__GOAL__: From the line with "Recreate this image" to the line with "decimal check digit", both lines included, set down exactly those lines, please, and no others.
═════ RECORDED DATA ═════
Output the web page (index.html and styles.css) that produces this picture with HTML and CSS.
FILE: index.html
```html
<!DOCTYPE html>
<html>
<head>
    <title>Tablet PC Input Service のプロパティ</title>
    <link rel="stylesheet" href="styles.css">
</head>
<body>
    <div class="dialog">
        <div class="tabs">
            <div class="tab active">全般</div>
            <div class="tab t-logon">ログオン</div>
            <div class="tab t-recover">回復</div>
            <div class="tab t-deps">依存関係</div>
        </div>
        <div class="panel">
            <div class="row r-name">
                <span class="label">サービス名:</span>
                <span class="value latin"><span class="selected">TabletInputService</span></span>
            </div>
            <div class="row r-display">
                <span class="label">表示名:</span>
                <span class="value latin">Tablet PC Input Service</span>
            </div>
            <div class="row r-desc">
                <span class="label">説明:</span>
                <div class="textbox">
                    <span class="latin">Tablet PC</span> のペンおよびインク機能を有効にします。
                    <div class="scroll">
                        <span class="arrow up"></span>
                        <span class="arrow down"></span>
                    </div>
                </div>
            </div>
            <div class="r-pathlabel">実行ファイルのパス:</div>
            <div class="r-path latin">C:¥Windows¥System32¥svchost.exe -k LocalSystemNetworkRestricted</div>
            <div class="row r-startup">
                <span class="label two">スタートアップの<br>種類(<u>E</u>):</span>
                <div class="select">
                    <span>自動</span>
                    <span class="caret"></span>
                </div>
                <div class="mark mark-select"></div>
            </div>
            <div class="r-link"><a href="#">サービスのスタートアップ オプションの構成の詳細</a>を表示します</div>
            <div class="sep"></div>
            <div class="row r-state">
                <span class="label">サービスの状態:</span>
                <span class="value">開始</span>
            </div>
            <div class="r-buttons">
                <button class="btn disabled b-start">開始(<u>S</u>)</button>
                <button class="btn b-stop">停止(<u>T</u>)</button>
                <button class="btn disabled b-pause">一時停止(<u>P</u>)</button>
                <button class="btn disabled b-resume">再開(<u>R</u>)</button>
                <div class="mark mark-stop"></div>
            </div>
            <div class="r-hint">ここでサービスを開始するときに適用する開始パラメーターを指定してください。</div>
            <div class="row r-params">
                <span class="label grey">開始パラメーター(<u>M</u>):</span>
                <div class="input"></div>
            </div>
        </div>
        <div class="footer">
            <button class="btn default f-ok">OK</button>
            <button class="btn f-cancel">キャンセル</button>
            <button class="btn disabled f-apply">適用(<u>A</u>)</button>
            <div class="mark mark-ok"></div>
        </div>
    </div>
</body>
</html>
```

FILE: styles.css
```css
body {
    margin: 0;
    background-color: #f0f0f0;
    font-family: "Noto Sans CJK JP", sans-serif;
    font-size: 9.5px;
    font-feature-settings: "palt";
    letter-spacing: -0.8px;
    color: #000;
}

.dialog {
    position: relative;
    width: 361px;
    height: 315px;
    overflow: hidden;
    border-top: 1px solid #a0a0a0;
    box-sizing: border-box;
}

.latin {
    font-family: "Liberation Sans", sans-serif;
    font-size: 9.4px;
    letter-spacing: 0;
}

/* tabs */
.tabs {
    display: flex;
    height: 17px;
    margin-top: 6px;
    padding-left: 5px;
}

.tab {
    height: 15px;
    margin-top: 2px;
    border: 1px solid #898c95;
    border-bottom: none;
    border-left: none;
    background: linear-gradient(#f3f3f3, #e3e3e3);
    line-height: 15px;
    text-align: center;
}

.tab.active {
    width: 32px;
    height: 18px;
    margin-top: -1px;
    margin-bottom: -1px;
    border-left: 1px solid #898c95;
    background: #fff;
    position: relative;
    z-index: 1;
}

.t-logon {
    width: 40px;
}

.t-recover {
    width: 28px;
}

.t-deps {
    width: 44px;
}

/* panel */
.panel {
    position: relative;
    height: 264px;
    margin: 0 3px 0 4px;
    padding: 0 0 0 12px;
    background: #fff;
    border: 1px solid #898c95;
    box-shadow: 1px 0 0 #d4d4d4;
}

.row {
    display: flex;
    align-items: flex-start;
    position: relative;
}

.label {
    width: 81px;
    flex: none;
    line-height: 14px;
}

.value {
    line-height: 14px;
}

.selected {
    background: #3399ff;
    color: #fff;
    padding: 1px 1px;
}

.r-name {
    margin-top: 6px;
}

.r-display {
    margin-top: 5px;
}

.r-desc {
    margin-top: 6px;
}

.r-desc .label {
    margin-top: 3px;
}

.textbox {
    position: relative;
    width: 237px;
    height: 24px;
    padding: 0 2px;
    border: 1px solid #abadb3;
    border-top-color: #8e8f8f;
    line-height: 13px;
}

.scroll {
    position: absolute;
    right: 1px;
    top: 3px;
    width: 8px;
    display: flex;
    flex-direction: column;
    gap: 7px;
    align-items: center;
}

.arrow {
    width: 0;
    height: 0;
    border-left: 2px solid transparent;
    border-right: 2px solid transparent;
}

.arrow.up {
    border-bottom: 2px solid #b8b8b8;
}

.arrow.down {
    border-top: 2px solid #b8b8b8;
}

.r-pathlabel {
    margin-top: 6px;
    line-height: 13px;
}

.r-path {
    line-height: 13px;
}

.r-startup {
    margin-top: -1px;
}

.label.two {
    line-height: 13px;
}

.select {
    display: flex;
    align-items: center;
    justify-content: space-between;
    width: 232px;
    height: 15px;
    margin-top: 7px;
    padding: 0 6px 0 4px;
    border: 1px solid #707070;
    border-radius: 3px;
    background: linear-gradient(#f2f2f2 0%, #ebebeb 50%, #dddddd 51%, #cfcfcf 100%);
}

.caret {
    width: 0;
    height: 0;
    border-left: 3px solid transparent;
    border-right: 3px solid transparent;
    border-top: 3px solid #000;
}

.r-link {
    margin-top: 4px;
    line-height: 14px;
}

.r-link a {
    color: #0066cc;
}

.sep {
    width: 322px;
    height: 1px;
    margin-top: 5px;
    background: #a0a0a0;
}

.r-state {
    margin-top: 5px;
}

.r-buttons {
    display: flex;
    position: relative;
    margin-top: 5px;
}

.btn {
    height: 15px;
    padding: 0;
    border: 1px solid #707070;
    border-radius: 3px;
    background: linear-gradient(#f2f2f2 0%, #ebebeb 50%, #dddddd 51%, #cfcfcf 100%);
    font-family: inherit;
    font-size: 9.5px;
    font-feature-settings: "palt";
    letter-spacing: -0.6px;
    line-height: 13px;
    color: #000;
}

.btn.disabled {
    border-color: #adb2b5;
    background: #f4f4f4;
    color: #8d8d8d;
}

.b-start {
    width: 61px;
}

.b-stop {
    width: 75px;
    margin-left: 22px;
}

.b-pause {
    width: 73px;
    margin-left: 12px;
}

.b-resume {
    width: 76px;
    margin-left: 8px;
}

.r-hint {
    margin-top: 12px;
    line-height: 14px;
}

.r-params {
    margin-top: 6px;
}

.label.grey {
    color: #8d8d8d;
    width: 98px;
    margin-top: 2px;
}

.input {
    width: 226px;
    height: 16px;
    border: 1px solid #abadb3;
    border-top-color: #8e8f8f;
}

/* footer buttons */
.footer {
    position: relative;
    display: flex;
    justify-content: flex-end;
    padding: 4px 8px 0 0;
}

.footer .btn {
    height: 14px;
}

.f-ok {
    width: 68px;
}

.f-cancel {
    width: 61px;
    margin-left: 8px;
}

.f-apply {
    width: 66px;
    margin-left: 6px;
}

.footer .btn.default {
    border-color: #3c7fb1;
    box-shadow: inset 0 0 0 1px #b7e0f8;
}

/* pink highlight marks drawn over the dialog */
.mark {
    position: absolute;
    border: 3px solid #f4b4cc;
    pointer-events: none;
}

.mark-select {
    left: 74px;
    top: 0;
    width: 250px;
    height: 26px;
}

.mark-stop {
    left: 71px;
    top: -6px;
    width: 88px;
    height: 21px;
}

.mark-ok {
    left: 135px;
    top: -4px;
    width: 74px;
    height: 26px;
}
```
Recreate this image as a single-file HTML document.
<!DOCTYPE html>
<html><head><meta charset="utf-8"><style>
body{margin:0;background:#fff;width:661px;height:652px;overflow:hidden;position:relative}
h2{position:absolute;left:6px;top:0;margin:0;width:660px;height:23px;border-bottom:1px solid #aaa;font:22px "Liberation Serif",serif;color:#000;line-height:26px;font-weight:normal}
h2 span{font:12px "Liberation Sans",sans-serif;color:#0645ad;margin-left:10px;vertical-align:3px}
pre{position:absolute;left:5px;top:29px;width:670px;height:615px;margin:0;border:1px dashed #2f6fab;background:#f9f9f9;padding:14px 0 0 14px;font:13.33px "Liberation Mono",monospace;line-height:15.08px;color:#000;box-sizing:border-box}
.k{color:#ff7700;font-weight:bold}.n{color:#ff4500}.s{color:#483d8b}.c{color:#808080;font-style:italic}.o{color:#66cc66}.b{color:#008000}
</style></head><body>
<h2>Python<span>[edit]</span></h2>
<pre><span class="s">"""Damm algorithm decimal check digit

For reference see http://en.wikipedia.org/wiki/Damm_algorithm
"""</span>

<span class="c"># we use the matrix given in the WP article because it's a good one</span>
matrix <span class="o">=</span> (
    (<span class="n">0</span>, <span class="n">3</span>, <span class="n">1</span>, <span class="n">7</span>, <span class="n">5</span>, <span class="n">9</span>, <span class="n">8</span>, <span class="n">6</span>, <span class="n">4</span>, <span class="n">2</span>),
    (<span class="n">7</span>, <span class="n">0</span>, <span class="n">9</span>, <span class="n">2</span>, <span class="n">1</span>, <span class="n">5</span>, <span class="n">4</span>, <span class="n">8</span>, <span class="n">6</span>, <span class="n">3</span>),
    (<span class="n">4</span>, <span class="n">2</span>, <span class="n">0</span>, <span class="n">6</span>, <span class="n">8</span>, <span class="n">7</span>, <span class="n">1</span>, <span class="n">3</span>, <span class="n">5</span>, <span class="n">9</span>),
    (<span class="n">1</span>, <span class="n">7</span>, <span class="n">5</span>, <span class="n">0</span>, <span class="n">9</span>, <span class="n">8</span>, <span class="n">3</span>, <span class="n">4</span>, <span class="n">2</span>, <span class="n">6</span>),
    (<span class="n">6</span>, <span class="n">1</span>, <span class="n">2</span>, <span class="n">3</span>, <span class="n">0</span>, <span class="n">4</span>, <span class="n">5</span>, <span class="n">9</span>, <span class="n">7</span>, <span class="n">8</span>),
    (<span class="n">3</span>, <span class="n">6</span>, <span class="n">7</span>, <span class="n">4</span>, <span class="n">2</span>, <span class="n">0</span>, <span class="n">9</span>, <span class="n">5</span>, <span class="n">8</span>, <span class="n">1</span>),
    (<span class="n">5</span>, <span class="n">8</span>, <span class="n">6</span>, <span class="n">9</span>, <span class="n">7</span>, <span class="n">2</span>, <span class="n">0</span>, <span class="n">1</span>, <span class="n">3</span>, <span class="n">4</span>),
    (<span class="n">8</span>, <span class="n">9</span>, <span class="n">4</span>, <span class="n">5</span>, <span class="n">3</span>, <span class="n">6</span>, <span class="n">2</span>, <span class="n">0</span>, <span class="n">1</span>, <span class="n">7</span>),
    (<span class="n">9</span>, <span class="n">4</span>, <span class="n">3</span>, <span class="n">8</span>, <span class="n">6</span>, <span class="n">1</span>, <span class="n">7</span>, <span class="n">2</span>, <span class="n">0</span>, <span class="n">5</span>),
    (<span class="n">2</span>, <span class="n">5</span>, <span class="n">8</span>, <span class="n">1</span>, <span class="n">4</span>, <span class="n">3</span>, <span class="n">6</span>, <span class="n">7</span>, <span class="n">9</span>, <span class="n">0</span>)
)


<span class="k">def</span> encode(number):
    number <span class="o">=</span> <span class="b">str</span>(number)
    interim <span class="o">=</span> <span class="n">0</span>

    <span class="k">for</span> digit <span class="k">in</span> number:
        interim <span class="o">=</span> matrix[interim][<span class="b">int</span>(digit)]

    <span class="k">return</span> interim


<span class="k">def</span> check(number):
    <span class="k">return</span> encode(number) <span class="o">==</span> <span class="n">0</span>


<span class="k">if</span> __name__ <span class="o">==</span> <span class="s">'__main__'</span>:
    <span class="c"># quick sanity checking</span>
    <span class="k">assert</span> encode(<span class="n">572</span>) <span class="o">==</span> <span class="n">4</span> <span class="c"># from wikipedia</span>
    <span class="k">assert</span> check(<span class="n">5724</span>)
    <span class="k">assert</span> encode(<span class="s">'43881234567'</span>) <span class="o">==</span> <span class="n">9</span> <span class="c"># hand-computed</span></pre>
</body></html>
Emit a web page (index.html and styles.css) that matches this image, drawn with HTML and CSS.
═════
__TASK ANSWER__:
Recreate this image as a single-file HTML document.
<!DOCTYPE html>
<html><head><meta charset="utf-8"><style>
body{margin:0;background:#fff;width:661px;height:652px;overflow:hidden;position:relative}
h2{position:absolute;left:6px;top:0;margin:0;width:660px;height:23px;border-bottom:1px solid #aaa;font:22px "Liberation Serif",serif;color:#000;line-height:26px;font-weight:normal}
h2 span{font:12px "Liberation Sans",sans-serif;color:#0645ad;margin-left:10px;vertical-align:3px}
pre{position:absolute;left:5px;top:29px;width:670px;height:615px;margin:0;border:1px dashed #2f6fab;background:#f9f9f9;padding:14px 0 0 14px;font:13.33px "Liberation Mono",monospace;line-height:15.08px;color:#000;box-sizing:border-box}
.k{color:#ff7700;font-weight:bold}.n{color:#ff4500}.s{color:#483d8b}.c{color:#808080;font-style:italic}.o{color:#66cc66}.b{color:#008000}
</style></head><body>
<h2>Python<span>[edit]</span></h2>
<pre><span class="s">"""Damm algorithm decimal check digit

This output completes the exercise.